__Source excerpt__:

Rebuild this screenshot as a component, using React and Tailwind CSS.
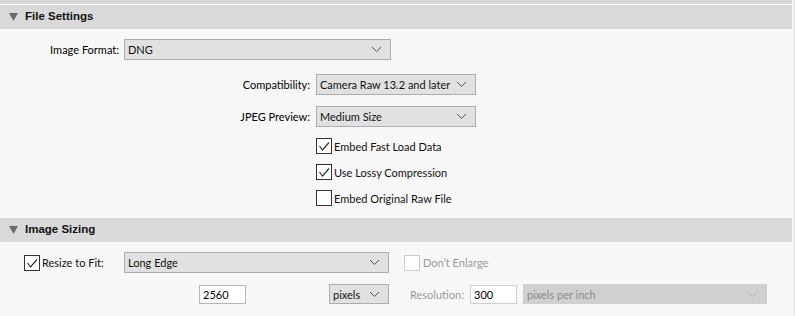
import React from "react";

const ui = { fontFamily: 'Lato, "Liberation Sans", Arial, sans-serif' };
const head = { fontFamily: 'Tahoma, "Liberation Sans", Arial, sans-serif' };

const Chevron = ({ muted }) => (
  <svg width="11" height="7" viewBox="0 0 11 7" className="shrink-0">
    <polyline
      points="1,1 5.5,5.5 10,1"
      fill="none"
      stroke={muted ? "#b5b5b5" : "#555"}
      strokeWidth="1"
    />
  </svg>
);

const Select = ({ value, className, muted }) => (
  <div
    className={`flex shrink-0 items-center justify-between whitespace-nowrap border pl-[3px] pr-[8px] ${
      muted
        ? "border-[#cfcfcf] bg-[#d0d0d0] text-[#8a8a8a]"
        : "border-[#adadad] bg-[#e1e1e1] text-[#111]"
    } ${className}`}
  >
    <span>{value}</span>
    <Chevron muted={muted} />
  </div>
);

const Check = ({ checked, muted, label, gap = "gap-[2px]" }) => (
  <div className={`flex items-center whitespace-nowrap ${gap}`}>
    <div
      className={`flex h-[16px] w-[16px] shrink-0 items-center justify-center border bg-white ${
        muted ? "border-[#cccccc]" : "border-[#333]"
      }`}
    >
      {checked && (
        <svg width="14" height="14" viewBox="0 0 14 14">
          <polyline points="2.5,7 5.5,11 12,3.5" fill="none" stroke="#333" strokeWidth="1.2" />
        </svg>
      )}
    </div>
    <span className={muted ? "text-[#9a9a9a]" : "text-[#111]"}>{label}</span>
  </div>
);

const Header = ({ title }) => (
  <div className="flex h-[24px] items-center gap-[7px] bg-[#d9d9d9] pl-[9px]">
    <svg width="9" height="8" viewBox="0 0 9 8">
      <polygon points="0,0 9,0 4.5,8" fill="#6b6b6b" />
    </svg>
    <span style={head} className="text-[11.5px] font-bold text-[#111]">
      {title}
    </span>
  </div>
);

export default function App() {
  return (
    <div style={ui} className="flex h-[316px] w-[795px] bg-[#f7f7f7] text-[11px] leading-none">
      <div className="flex w-[792px] flex-col">
        <div className="h-[4px] bg-[#d9d9d9]" />
        <div className="h-px bg-white" />
        <Header title="File Settings" />

        <div className="mt-[10px] flex h-[21px] items-center">
          <span className="w-[119px] text-right">Image Format:</span>
          <Select value="DNG" className="ml-[5px] h-[21px] w-[267px]" />
        </div>

        <div className="mt-[14px] flex h-[21px] items-center">
          <span className="w-[310px] text-right">Compatibility:</span>
          <Select value="Camera Raw 13.2 and later" className="ml-[6px] h-[21px] w-[160px]" />
        </div>

        <div className="mt-[11px] flex h-[21px] items-center">
          <span className="w-[310px] text-right">JPEG Preview:</span>
          <Select value="Medium Size" className="ml-[6px] h-[21px] w-[160px]" />
        </div>

        <div className="mt-[11px] flex flex-col gap-[10px] pl-[316px]">
          <Check checked label="Embed Fast Load Data" />
          <Check checked label="Use Lossy Compression" />
          <Check label="Embed Original Raw File" />
        </div>

        <div className="mt-[11px] h-px bg-white" />
        <Header title="Image Sizing" />

        <div className="mt-[10px] flex h-[21px] items-center pl-[24px]">
          <div className="w-[100px]">
            <Check checked label="Resize to Fit:" />
          </div>
          <Select value="Long Edge" className="h-[21px] w-[265px]" />
          <div className="ml-[15px]">
            <Check muted label="Don’t Enlarge" gap="gap-[3px]" />
          </div>
        </div>

        <div className="mt-[11px] flex h-[20px] items-center pl-[199px]">
          <div className="flex h-[19px] w-[47px] shrink-0 items-center border border-[#b5b5b5] bg-white pl-[3px]">
            2560
          </div>
          <Select value="pixels" className="ml-[83px] h-[20px] w-[60px]" />
          <span className="ml-[21px] w-[60px] shrink-0 text-[#9a9a9a]">Resolution:</span>
          <div className="flex h-[19px] w-[47px] shrink-0 items-center border border-[#cfcfcf] bg-white pl-[3px]">
            300
          </div>
          <Select muted value="pixels per inch" className="ml-[6px] h-[20px] w-[244px]" />
        </div>
      </div>
      <div className="w-[3px] border-r border-[#e4e4e4] bg-[#f7f7f7]" />
    </div>
  );
}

__Instructions for the task__: Using the material above, return every line exactly as it appears, minus the pictures.

__Output below__:
Rebuild this screenshot as a component, using React and Tailwind CSS.
import React from "react";

const ui = { fontFamily: 'Lato, "Liberation Sans", Arial, sans-serif' };
const head = { fontFamily: 'Tahoma, "Liberation Sans", Arial, sans-serif' };

const Chevron = ({ muted }) => (
  <svg width="11" height="7" viewBox="0 0 11 7" className="shrink-0">
    <polyline
      points="1,1 5.5,5.5 10,1"
      fill="none"
      stroke={muted ? "#b5b5b5" : "#555"}
      strokeWidth="1"
    />
  </svg>
);

const Select = ({ value, className, muted }) => (
  <div
    className={`flex shrink-0 items-center justify-between whitespace-nowrap border pl-[3px] pr-[8px] ${
      muted
        ? "border-[#cfcfcf] bg-[#d0d0d0] text-[#8a8a8a]"
        : "border-[#adadad] bg-[#e1e1e1] text-[#111]"
    } ${className}`}
  >
    <span>{value}</span>
    <Chevron muted={muted} />
  </div>
);

const Check = ({ checked, muted, label, gap = "gap-[2px]" }) => (
  <div className={`flex items-center whitespace-nowrap ${gap}`}>
    <div
      className={`flex h-[16px] w-[16px] shrink-0 items-center justify-center border bg-white ${
        muted ? "border-[#cccccc]" : "border-[#333]"
      }`}
    >
      {checked && (
        <svg width="14" height="14" viewBox="0 0 14 14">
          <polyline points="2.5,7 5.5,11 12,3.5" fill="none" stroke="#333" strokeWidth="1.2" />
        </svg>
      )}
    </div>
    <span className={muted ? "text-[#9a9a9a]" : "text-[#111]"}>{label}</span>
  </div>
);

const Header = ({ title }) => (
  <div className="flex h-[24px] items-center gap-[7px] bg-[#d9d9d9] pl-[9px]">
    <svg width="9" height="8" viewBox="0 0 9 8">
      <polygon points="0,0 9,0 4.5,8" fill="#6b6b6b" />
    </svg>
    <span style={head} className="text-[11.5px] font-bold text-[#111]">
      {title}
    </span>
  </div>
);

export default function App() {
  return (
    <div style={ui} className="flex h-[316px] w-[795px] bg-[#f7f7f7] text-[11px] leading-none">
      <div className="flex w-[792px] flex-col">
        <div className="h-[4px] bg-[#d9d9d9]" />
        <div className="h-px bg-white" />
        <Header title="File Settings" />

        <div className="mt-[10px] flex h-[21px] items-center">
          <span className="w-[119px] text-right">Image Format:</span>
          <Select value="DNG" className="ml-[5px] h-[21px] w-[267px]" />
        </div>

        <div className="mt-[14px] flex h-[21px] items-center">
          <span className="w-[310px] text-right">Compatibility:</span>
          <Select value="Camera Raw 13.2 and later" className="ml-[6px] h-[21px] w-[160px]" />
        </div>

        <div className="mt-[11px] flex h-[21px] items-center">
          <span className="w-[310px] text-right">JPEG Preview:</span>
          <Select value="Medium Size" className="ml-[6px] h-[21px] w-[160px]" />
        </div>

        <div className="mt-[11px] flex flex-col gap-[10px] pl-[316px]">
          <Check checked label="Embed Fast Load Data" />
          <Check checked label="Use Lossy Compression" />
          <Check label="Embed Original Raw File" />
        </div>

        <div className="mt-[11px] h-px bg-white" />
        <Header title="Image Sizing" />

        <div className="mt-[10px] flex h-[21px] items-center pl-[24px]">
          <div className="w-[100px]">
            <Check checked label="Resize to Fit:" />
          </div>
          <Select value="Long Edge" className="h-[21px] w-[265px]" />
          <div className="ml-[15px]">
            <Check muted label="Don’t Enlarge" gap="gap-[3px]" />
          </div>
        </div>

        <div className="mt-[11px] flex h-[20px] items-center pl-[199px]">
          <div className="flex h-[19px] w-[47px] shrink-0 items-center border border-[#b5b5b5] bg-white pl-[3px]">
            2560
          </div>
          <Select value="pixels" className="ml-[83px] h-[20px] w-[60px]" />
          <span className="ml-[21px] w-[60px] shrink-0 text-[#9a9a9a]">Resolution:</span>
          <div className="flex h-[19px] w-[47px] shrink-0 items-center border border-[#cfcfcf] bg-white pl-[3px]">
            300
          </div>
          <Select muted value="pixels per inch" className="ml-[6px] h-[20px] w-[244px]" />
        </div>
      </div>
      <div className="w-[3px] border-r border-[#e4e4e4] bg-[#f7f7f7]" />
    </div>
  );
}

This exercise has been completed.